Can AI pick better founders than VCs? Oxford's VC Bench study says yes — but the debate is nuanced
Sep 19, 2025
Key Points
- Oxford's VC Bench study claims large language models reach 80% accuracy predicting founder success versus 23% for tier-one VCs, but the anonymized dataset may contain enough pattern signals that models simply recognize founders without names attached.
- Venture capital's core value lies in accessing whisper networks and contextual information never in public training data, not pattern matching alone, making AI's predictive edge on historical data structurally irrelevant to real deal-making.
- LLMs function as consensus machines that would have incorrectly predicted against defense tech adoption in 2017 based on public sentiment, leaving them systematically blind to contrarian bets and market discontinuities.
Summary
Oxford's VC Bench study claims large language models outperform venture capitalists at predicting founder success, with DeepSeek Chat reaching 80% accuracy compared to tier-one VCs at 23%. Andre Horowitz recently argued on the A16Z podcast that venture capital may be one of the last professions AI cannot displace, precisely because it requires living, breathing human judgment. The Oxford paper appears to directly challenge that thesis.
Measurement problems
The benchmark uses 9,000 anonymized founder profiles labeled as success or failure based on whether founders exited, went public, or raised over $500 million. The anonymization itself becomes suspect. It is unclear whether the profiles contain enough signal to truly measure what makes a founder great while remaining sufficiently disguised that an LLM cannot simply recognize patterns—like identifying someone as Mark Zuckerberg without the name attached and predicting success accordingly.
Pattern matching is not the VC job
The real work in venture capital is twofold: identifying great founders and winning allocation at the specific moment when capital matters most. Finding the next Mark Zuckerberg is harder than finding Mark Zuckerberg.
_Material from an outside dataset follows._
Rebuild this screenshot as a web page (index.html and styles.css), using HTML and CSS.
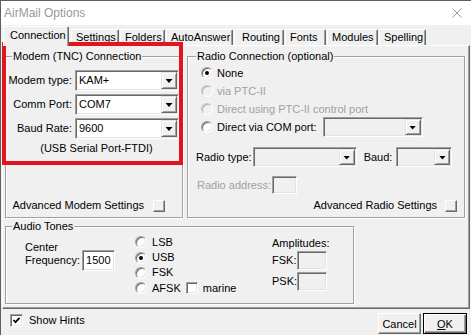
FILE: index.html
```html
<!DOCTYPE html>
<html lang="en">
<head>
    <meta charset="UTF-8">
    <meta name="viewport" content="width=device-width, initial-scale=1.0">
    <title>AirMail Options</title>
    <link rel="stylesheet" href="styles.css">
</head>
<body>
<div class="window">
    <div class="titlebar">
        <span class="title">AirMail Options</span>
        <svg class="close" width="10" height="10" viewBox="0 0 10 10"><path d="M0.5 0.5 L9.5 9.5 M9.5 0.5 L0.5 9.5" stroke="#999" stroke-width="1" fill="none"/></svg>
    </div>

    <div class="client">
        <div class="tabs">
            <div class="tab active">Connection</div>
            <div class="tab">Settings</div>
            <div class="tab">Folders</div>
            <div class="tab">AutoAnswer</div>
            <div class="tab">Routing</div>
            <div class="tab">Fonts</div>
            <div class="tab">Modules</div>
            <div class="tab">Spelling</div>
        </div>

        <div class="sheet">
            <div class="top-row">
                <fieldset class="group modem">
                    <legend>Modem (TNC) Connection</legend>
                    <div class="field">
                        <label>Modem type:</label>
                        <div class="combo"><span class="value">KAM+</span><span class="drop"></span></div>
                    </div>
                    <div class="field">
                        <label>Comm Port:</label>
                        <div class="combo"><span class="value">COM7</span><span class="drop"></span></div>
                    </div>
                    <div class="field">
                        <label>Baud Rate:</label>
                        <div class="combo"><span class="value">9600</span><span class="drop"></span></div>
                    </div>
                    <div class="port-note">(USB Serial Port-FTDI)</div>
                    <div class="adv">Advanced Modem Settings<span class="mini-btn"></span></div>
                </fieldset>

                <fieldset class="group radio-conn">
                    <legend>Radio Connection (optional)</legend>
                    <div class="opt first"><span class="radio checked"></span>None</div>
                    <div class="opt disabled"><span class="radio"></span>via PTC-II</div>
                    <div class="opt disabled"><span class="radio"></span>Direct using PTC-II control port</div>
                    <div class="opt"><span class="radio"></span>Direct via COM port:<div class="combo off com-combo"><span class="drop"></span></div></div>
                    <div class="radio-type">
                        <span>Radio type:</span>
                        <div class="combo off type-combo"><span class="drop"></span></div>
                        <span class="baud-label">Baud:</span>
                        <div class="combo off baud-combo"><span class="drop"></span></div>
                    </div>
                    <div class="address disabled">
                        <span>Radio address:</span>
                        <span class="edit off addr-box"></span>
                    </div>
                    <div class="adv radio-adv">Advanced Radio Settings<span class="mini-btn"></span></div>
                </fieldset>
            </div>

            <fieldset class="group audio">
                <legend>Audio Tones</legend>
                <div class="freq">
                    <div class="freq-label">Center<br>Frequency:</div>
                    <div class="edit freq-box">1500</div>
                </div>
                <div class="modes">
                    <div class="mode"><span class="radio"></span>LSB</div>
                    <div class="mode"><span class="radio checked"></span>USB</div>
                    <div class="mode"><span class="radio"></span>FSK</div>
                    <div class="mode"><span class="radio"></span>AFSK<span class="check small"></span><span class="marine">marine</span></div>
                </div>
                <div class="amps">
                    <div>Amplitudes:</div>
                    <div class="amp fsk"><span class="amp-label">FSK:</span><span class="edit off amp-box"></span></div>
                    <div class="amp psk"><span class="amp-label">PSK:</span><span class="edit off amp-box"></span></div>
                </div>
            </fieldset>
        </div>

        <div class="footer">
            <div class="hints">
                <span class="check"><svg width="9" height="9" viewBox="0 0 9 9"><path d="M1.5 4 L3.5 6.2 L7.6 1.8" stroke="#000" stroke-width="1.7" fill="none"/></svg></span>
                Show Hints
            </div>
            <div class="buttons">
                <button class="btn">Cancel</button>
                <button class="btn default"><u>O</u>K</button>
            </div>
        </div>
    </div>

    <!-- annotation drawn over the modem group -->
    <div class="highlight"></div>
</div>
</body>
</html>
```

FILE: styles.css
```css
body {
    margin: 0;
    background: #f0f0f0;
    font-family: "Liberation Sans", Arial, sans-serif;
    font-size: 11px;
    line-height: 13px;
    color: #000;
}
.window {
    position: relative;
    width: 471px;
    height: 335px;
    box-sizing: border-box;
    border-top: 1px solid #5f5f5f;
    border-left: 1px solid #5f5f5f;
    background: #f0f0f0;
    overflow: hidden;
}
.titlebar {
    height: 24px;
    background: #fff;
    display: flex;
    align-items: center;
    justify-content: space-between;
    padding: 0 9px 0 3px;
}
.title {
    font-size: 12px;
    color: #999;
}

/* tabs */
.tabs {
    display: flex;
    align-items: flex-end;
    height: 20px;
    padding-left: 2px;
}
.tab {
    box-sizing: border-box;
    height: 16px;
    border: 1px solid #fff;
    border-bottom: 0;
    border-right-color: #696969;
    box-shadow: inset -1px 0 #a0a0a0;
    border-radius: 2px 2px 0 0;
    padding: 1px 0 0 4px;
    margin-right: 1px;
    white-space: nowrap;
}
.tab.active {
    height: 20px;
    margin-bottom: -1px;
    margin-right: 2px;
    padding: 2px 0 0 6px;
    background: #f0f0f0;
    position: relative;
    z-index: 1;
}
.tab:nth-child(1) { width: 66px; }
.tab:nth-child(2) { width: 48px; }
.tab:nth-child(3) { width: 45px; }
.tab:nth-child(4) { width: 67px; }
.tab:nth-child(5) { width: 50px; padding-left: 7px; }
.tab:nth-child(6) { width: 41px; }
.tab:nth-child(7) { width: 51px; }
.tab:nth-child(8) { width: 47px; }

.sheet {
    box-sizing: border-box;
    width: 468px;
    height: 264px;
    margin-left: 1px;
    border: 1px solid;
    border-color: #fff #696969 #696969 #fff;
    box-shadow: inset -1px -1px #a0a0a0;
    padding: 4px 0 0 2px;
}
.top-row {
    display: flex;
    gap: 4px;
}

/* group boxes */
.group {
    margin: 0;
    padding: 0;
    min-width: 0;
    box-sizing: border-box;
    border: 1px solid #a0a0a0;
    box-shadow: inset 1px 1px #fff, 1px 1px #fff;
    display: flex;
    flex-direction: column;
}
.group legend {
    padding: 0 1px;
    margin-left: 6px;
    background: #f0f0f0;
    line-height: 13px;
}
.modem {
    width: 178px;
    height: 168px;
}
.radio-conn {
    width: 278px;
    height: 168px;
}
.radio-conn legend {
    margin-left: 8px;
}
.audio {
    width: 349px;
    height: 84px;
    margin-top: 2px;
    flex-direction: row;
    align-items: flex-start;
}

/* controls */
.combo {
    box-sizing: border-box;
    width: 104px;
    height: 21px;
    border: 1px solid;
    border-color: #a0a0a0 #fff #fff #a0a0a0;
    box-shadow: inset 1px 1px #696969, inset -1px -1px #e3e3e3;
    background: #fff;
    display: flex;
    align-items: center;
    padding: 0 1px 0 3px;
}
.combo.off {
    background: #f0f0f0;
    height: 20px;
}
.drop {
    margin-left: auto;
    box-sizing: border-box;
    width: 16px;
    height: 17px;
    border: 1px solid;
    border-color: #e3e3e3 #696969 #696969 #e3e3e3;
    box-shadow: inset 1px 1px #fff, inset -1px -1px #a0a0a0;
    background: #f0f0f0;
    display: flex;
    align-items: center;
    justify-content: center;
}
.combo.off .drop {
    height: 16px;
}
.drop::after {
    content: "";
    width: 7px;
    height: 4px;
    margin-top: 1px;
    background: #000;
    clip-path: polygon(0 0, 100% 0, 50% 100%);
}
.edit {
    box-sizing: border-box;
    border: 1px solid;
    border-color: #a0a0a0 #fff #fff #a0a0a0;
    box-shadow: inset 1px 1px #696969, inset -1px -1px #e3e3e3;
    background: #fff;
}
.edit.off {
    background: #f0f0f0;
}
.mini-btn {
    box-sizing: border-box;
    width: 12px;
    height: 12px;
    border: 1px solid;
    border-color: #fff #696969 #696969 #fff;
    box-shadow: inset -1px -1px #a0a0a0;
    background: #f0f0f0;
}
.radio {
    box-sizing: border-box;
    width: 12px;
    height: 12px;
    flex: none;
    border-radius: 50%;
    border: 1px solid;
    border-color: #a0a0a0 #fff #fff #a0a0a0;
    box-shadow: inset 1px 1px #696969, inset -1px -1px #e3e3e3;
    background: #fff;
    display: flex;
    align-items: center;
    justify-content: center;
}
.radio.checked::after {
    content: "";
    width: 4px;
    height: 4px;
    border-radius: 50%;
    background: #000;
}
.disabled {
    color: #a0a0a0;
}
.disabled .radio {
    background: #f0f0f0;
    border-color: #c8c8c8 #fff #fff #c8c8c8;
    box-shadow: inset 1px 1px #b4b4b4;
}
.check {
    box-sizing: border-box;
    width: 13px;
    height: 13px;
    flex: none;
    border: 1px solid;
    border-color: #a0a0a0 #fff #fff #a0a0a0;
    box-shadow: inset 1px 1px #696969, inset -1px -1px #e3e3e3;
    background: #fff;
    display: flex;
    align-items: center;
    justify-content: center;
}
.check.small {
    width: 12px;
    height: 12px;
}

/* modem group */
.field {
    display: flex;
    align-items: center;
    margin-top: 3px;
}
.field:first-of-type {
    margin-top: 7px;
}
.field label {
    width: 66px;
    margin-right: 3px;
    text-align: right;
}
.port-note {
    margin-top: 3px;
    padding-left: 5px;
    text-align: center;
}
.adv {
    margin-top: auto;
    margin-bottom: 5px;
    display: flex;
    align-items: center;
    justify-content: flex-end;
    gap: 9px;
    padding-right: 17px;
}

/* radio group */
.opt {
    display: flex;
    align-items: center;
    height: 18px;
    padding-left: 13px;
}
.opt .radio {
    margin-right: 4px;
}
.opt.first {
    margin-top: 1px;
}
.com-combo {
    width: 100px;
    margin-left: 6px;
}
.radio-type {
    display: flex;
    align-items: center;
    height: 20px;
    margin-top: 11px;
    padding-left: 8px;
}
.type-combo {
    margin-left: 1px;
}
.baud-label {
    margin-left: 7px;
}
.baud-combo {
    width: 56px;
    margin-left: 4px;
}
.address {
    display: flex;
    align-items: center;
    height: 18px;
    margin-top: 9px;
    padding-left: 9px;
}
.addr-box {
    width: 25px;
    height: 18px;
    margin-left: 1px;
}
.radio-adv {
    gap: 8px;
    padding-right: 7px;
}

/* audio tones */
.freq {
    display: flex;
    align-items: flex-end;
    margin: 8px 0 0 19px;
}
.freq-label {
    padding-bottom: 4px;
}
.freq-box {
    width: 33px;
    height: 21px;
    margin-left: 2px;
    padding: 3px 0 0 3px;
}
.modes {
    width: 137px;
    margin: 1.5px 0 0 20px;
}
.mode {
    display: flex;
    align-items: center;
    height: 15.4px;
}
.mode .radio {
    margin-right: 5px;
}
.mode .check {
    margin-left: 5px;
}
.marine {
    margin-left: 5px;
}
.amps {
    margin-top: 3.5px;
}
.amp {
    display: flex;
    align-items: center;
}
.amp.fsk {
    margin-top: 1.5px;
}
.amp.psk {
    margin-top: 2px;
}
.amp-label {
    width: 25px;
}
.amp-box {
    width: 30px;
    height: 19px;
}

/* footer */
.footer {
    display: flex;
    align-items: flex-start;
    height: 26px;
    padding: 0 4px 0 9px;
}
.hints {
    display: flex;
    align-items: center;
    gap: 6px;
    margin-top: 5px;
}
.buttons {
    display: flex;
    gap: 2px;
    margin-left: auto;
    margin-top: 4px;
}
.btn {
    box-sizing: border-box;
    width: 43px;
    height: 21px;
    padding: 0;
    font-family: inherit;
    font-size: 11px;
    color: #000;
    background: #f0f0f0;
    border: 1px solid;
    border-color: #fff #696969 #696969 #fff;
    box-shadow: inset -1px -1px #a0a0a0;
    border-radius: 0;
}
.btn.default {
    width: 44px;
    border-color: #000;
    box-shadow: inset 1px 1px #fff, inset -1px -1px #696969, inset -2px -2px #a0a0a0;
}

/* red annotation frame */
.highlight {
    position: absolute;
    left: 1px;
    top: 41px;
    width: 181px;
    height: 123px;
    box-sizing: border-box;
    border: 4px solid #e3141c;
}
```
Paul Graham met a founder who literally resembled Zuckerberg, attended Harvard, dropped out, and checked every visible box. Graham wrote the check. It was one of his worst investments. Pattern matching fails when it matters most.
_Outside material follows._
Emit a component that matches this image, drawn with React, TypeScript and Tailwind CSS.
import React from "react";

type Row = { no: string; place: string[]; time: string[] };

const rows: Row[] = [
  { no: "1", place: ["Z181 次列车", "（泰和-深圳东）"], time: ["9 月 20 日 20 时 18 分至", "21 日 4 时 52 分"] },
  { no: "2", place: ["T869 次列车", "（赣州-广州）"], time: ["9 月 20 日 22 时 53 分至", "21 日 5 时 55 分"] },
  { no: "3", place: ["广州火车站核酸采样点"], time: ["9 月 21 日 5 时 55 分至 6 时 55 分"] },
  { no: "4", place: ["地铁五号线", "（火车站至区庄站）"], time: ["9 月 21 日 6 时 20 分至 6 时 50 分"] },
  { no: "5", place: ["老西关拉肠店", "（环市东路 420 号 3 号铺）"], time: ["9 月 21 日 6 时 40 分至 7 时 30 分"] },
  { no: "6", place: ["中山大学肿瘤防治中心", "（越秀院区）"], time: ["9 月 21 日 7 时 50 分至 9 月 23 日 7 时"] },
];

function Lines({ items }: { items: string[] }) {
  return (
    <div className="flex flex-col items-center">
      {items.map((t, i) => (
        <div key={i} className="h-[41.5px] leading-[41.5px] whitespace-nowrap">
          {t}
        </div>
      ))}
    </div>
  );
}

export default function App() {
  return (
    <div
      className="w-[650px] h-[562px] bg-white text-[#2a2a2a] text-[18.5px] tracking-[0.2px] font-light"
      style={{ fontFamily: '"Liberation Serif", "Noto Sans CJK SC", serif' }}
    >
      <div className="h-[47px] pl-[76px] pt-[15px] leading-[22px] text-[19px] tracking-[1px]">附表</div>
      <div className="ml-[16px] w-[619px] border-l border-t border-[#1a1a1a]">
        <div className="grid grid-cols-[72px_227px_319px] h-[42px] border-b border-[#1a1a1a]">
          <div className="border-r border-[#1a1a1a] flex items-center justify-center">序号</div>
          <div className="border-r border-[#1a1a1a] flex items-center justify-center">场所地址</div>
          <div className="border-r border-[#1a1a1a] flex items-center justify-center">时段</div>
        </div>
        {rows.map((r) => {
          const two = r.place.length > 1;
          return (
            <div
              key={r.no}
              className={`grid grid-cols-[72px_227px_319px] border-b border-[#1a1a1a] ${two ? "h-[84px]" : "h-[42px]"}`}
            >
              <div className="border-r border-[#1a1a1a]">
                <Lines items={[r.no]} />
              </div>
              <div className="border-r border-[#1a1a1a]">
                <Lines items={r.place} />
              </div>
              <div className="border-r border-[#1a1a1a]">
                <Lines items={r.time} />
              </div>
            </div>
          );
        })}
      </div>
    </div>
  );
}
Venture decisions rest on secrets—information that never reaches public training data. Whisper networks, personal relationships, and the unwritten context of why a founder will succeed in a specific moment are not facts on the internet. They exist in business partnerships and inside knowledge. An LLM, by definition, cannot access what it was never trained on.
LLMs are consensus machines, not contrarians
In 2017, a model asked whether bright people in Silicon Valley would embrace defense tech in seven years would have predicted no, because public sentiment and Google engineer protests were the loudest signals in the training data. The actual trend reversed. The model would have been systematically wrong precisely because it reflects average opinion rather than predicting discontinuities.
The darker read
Maybe the average LLM performance here simply reflects that the current VC industry itself operates at the level of the average Redditor deploying capital. In that case, beating tier-one VCs at 23% is not a victory for AI, but an indictment of modern venture capital.